Начало сентября, Питер. Работа в разгаре. У меня запись на три недели вперёд. Сеансы в ближайшее время, естественно, придётся отменить. Звоню в студию, отменяю. Лида, та вообще привязана к календарю, она у нас лингвист, преподаёт языки в частной школе. Дома занимается переводами. Английский, французский, испанский. На каком языке говорить с ней, чтобы она слышала, я не знаю. Спит, похоже. Дверь закрыта. Хотя, кто её знает. Может быть, до сих пор ревёт.

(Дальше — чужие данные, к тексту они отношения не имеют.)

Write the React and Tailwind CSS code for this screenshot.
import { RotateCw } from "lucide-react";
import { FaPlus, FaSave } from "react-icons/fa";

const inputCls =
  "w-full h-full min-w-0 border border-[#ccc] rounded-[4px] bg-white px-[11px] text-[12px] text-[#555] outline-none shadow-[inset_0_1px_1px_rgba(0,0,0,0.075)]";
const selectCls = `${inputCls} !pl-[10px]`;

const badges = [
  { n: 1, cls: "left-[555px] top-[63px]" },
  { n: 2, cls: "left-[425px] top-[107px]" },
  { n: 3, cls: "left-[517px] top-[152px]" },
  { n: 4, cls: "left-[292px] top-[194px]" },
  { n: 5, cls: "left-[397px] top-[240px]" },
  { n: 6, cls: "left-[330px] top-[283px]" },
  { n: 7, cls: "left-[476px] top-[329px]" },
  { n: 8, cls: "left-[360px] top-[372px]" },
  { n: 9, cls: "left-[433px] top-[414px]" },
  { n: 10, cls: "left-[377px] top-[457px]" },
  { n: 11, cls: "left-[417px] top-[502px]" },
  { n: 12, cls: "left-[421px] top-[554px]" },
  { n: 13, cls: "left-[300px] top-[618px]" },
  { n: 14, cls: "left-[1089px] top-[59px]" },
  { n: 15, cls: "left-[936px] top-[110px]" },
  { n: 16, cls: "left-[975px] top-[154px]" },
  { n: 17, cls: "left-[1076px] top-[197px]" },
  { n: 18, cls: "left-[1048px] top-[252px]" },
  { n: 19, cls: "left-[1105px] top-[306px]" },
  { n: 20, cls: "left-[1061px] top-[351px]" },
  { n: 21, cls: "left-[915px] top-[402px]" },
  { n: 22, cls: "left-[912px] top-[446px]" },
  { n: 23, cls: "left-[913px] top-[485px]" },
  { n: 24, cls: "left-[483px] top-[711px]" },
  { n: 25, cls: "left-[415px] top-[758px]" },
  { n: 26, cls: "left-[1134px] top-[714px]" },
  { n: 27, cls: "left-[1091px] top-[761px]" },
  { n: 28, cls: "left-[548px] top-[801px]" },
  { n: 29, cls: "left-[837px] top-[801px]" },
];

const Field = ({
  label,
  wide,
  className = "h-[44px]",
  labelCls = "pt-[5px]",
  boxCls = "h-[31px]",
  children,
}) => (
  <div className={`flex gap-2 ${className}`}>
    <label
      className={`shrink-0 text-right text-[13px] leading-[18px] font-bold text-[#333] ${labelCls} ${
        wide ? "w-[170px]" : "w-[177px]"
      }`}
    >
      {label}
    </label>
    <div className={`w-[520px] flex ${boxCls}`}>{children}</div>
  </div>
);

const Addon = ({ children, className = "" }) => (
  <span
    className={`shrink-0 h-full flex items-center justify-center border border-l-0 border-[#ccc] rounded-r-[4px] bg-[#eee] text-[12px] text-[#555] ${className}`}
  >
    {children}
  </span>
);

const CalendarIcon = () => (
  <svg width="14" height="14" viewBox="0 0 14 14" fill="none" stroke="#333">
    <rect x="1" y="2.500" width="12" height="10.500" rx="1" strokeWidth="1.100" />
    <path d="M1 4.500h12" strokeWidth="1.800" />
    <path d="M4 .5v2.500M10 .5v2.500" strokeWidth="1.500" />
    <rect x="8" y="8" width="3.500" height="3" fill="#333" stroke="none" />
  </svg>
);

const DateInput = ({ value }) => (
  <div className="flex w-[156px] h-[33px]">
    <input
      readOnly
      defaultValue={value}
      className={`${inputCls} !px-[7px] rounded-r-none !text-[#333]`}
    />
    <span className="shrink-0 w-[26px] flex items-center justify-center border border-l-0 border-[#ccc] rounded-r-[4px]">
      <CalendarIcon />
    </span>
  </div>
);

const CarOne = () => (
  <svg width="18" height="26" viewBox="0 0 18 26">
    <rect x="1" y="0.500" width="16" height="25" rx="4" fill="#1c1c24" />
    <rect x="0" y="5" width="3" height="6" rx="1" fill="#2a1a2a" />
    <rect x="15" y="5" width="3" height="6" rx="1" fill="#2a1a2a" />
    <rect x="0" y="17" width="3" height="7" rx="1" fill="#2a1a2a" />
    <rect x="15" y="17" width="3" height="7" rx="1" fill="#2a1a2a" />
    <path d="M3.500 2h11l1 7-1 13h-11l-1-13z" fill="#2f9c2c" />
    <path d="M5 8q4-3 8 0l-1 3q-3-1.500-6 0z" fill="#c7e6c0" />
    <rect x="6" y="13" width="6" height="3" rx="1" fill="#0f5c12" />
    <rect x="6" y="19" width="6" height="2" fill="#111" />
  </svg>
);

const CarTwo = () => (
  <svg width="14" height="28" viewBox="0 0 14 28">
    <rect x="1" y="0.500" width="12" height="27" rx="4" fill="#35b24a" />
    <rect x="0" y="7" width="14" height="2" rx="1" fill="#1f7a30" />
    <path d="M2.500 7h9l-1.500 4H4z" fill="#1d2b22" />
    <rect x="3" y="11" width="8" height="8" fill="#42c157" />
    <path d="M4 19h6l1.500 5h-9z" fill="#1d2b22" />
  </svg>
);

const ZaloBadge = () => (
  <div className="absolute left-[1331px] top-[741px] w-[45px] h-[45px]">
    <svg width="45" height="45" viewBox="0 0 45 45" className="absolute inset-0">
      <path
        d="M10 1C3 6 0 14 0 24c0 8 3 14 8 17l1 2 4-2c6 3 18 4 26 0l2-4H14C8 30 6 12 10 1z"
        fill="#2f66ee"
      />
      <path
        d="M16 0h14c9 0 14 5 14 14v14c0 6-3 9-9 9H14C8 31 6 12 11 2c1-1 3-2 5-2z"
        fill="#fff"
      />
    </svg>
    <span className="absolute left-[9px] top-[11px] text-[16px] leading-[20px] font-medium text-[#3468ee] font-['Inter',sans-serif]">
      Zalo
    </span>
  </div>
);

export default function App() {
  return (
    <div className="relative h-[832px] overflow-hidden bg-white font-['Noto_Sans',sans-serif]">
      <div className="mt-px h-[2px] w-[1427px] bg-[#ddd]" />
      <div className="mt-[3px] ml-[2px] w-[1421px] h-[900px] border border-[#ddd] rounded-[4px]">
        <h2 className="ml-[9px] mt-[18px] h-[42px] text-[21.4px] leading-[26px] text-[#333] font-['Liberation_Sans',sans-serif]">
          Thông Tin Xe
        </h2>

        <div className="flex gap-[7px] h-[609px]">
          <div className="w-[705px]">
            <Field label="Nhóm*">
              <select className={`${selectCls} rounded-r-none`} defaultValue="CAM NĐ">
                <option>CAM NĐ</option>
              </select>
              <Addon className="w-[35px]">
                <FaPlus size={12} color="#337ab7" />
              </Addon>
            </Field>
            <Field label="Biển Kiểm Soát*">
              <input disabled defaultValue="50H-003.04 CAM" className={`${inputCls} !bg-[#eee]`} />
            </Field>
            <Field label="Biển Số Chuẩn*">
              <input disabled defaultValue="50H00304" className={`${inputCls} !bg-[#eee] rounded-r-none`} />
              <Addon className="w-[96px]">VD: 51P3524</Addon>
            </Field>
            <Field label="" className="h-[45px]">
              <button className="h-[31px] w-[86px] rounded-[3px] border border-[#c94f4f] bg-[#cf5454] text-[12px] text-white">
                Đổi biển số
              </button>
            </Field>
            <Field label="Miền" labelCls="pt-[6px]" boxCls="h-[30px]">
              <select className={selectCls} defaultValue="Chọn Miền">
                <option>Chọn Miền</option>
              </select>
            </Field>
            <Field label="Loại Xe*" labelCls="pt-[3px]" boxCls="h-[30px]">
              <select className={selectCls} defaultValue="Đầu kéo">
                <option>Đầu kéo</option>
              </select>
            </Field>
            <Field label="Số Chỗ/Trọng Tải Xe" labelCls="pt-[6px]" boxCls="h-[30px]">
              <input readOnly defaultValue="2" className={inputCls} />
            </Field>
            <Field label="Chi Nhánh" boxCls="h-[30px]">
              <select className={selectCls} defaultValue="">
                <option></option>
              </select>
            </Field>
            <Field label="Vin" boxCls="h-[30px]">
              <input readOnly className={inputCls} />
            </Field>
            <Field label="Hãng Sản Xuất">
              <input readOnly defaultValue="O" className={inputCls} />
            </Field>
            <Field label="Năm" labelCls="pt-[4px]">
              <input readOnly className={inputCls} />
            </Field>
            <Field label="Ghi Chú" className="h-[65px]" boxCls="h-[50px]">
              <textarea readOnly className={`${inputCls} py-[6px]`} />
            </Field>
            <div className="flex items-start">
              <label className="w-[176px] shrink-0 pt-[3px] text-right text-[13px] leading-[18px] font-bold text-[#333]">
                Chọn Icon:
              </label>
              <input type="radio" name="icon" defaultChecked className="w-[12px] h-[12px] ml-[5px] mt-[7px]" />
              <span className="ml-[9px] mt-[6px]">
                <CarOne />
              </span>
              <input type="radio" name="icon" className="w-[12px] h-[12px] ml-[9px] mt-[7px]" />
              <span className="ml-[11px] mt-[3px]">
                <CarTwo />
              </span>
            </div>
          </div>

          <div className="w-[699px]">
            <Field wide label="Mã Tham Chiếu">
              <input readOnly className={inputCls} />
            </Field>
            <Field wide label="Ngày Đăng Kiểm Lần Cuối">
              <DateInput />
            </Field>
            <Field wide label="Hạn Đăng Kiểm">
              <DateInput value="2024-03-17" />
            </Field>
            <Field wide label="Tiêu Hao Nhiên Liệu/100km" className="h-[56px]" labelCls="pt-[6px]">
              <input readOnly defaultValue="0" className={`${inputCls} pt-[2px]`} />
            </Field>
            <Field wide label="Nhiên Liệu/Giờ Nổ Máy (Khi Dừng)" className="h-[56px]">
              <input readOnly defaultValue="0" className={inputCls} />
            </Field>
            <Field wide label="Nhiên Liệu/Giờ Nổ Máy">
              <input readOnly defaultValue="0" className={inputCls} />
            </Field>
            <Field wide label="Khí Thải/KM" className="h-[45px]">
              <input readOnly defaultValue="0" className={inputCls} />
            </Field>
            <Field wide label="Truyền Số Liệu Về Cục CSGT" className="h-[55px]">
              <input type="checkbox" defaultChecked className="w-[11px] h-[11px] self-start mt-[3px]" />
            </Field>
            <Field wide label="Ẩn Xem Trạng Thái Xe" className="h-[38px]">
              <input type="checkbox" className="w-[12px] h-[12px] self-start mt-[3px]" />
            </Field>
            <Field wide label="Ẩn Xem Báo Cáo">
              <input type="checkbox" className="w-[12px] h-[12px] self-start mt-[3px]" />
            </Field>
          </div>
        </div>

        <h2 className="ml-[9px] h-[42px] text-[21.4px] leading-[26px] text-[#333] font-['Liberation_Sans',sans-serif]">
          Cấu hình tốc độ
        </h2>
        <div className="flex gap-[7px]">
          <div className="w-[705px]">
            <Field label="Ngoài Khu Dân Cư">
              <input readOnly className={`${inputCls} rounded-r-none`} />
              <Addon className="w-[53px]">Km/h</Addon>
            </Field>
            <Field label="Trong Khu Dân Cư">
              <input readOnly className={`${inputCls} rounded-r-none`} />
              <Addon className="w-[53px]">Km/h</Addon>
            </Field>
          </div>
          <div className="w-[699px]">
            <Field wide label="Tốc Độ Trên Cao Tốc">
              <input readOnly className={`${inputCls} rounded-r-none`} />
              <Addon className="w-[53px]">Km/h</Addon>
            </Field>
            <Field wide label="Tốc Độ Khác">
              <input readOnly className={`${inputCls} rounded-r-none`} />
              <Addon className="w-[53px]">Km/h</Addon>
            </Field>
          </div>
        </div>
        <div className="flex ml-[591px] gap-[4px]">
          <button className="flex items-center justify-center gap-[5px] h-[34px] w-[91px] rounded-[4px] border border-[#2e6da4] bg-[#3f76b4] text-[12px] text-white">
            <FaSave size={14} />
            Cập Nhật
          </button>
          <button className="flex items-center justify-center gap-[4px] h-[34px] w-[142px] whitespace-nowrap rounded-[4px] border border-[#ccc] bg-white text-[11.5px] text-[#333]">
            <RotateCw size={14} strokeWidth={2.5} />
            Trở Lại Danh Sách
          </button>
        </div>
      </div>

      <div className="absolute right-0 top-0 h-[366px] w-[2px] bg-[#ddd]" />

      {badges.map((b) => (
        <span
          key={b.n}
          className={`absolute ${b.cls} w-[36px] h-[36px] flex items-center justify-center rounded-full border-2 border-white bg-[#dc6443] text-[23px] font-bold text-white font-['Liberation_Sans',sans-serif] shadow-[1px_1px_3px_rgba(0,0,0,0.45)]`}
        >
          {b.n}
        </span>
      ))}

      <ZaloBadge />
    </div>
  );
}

Я думаю верхней головой. Чтобы получить свидетельство о смерти, после экспертизы, я должна отнести в морг два паспорта, её и мой, её полис и её медицинскую карту. После медицинского свидетельства нужно получить гербовое, в ЗАГСе. И только после этого можно проводить погребение, решать вопрос о наследстве и т. д. В ЗАГСе очередь. Занятие на весь день. Место на кладбище заказывают заранее. Занятие на следующий день. Не считая прочего: гроб, обелиск, оградка, венки, возможно, кафе для поминок. Я думаю головой. Я звоню в ритуальную службу.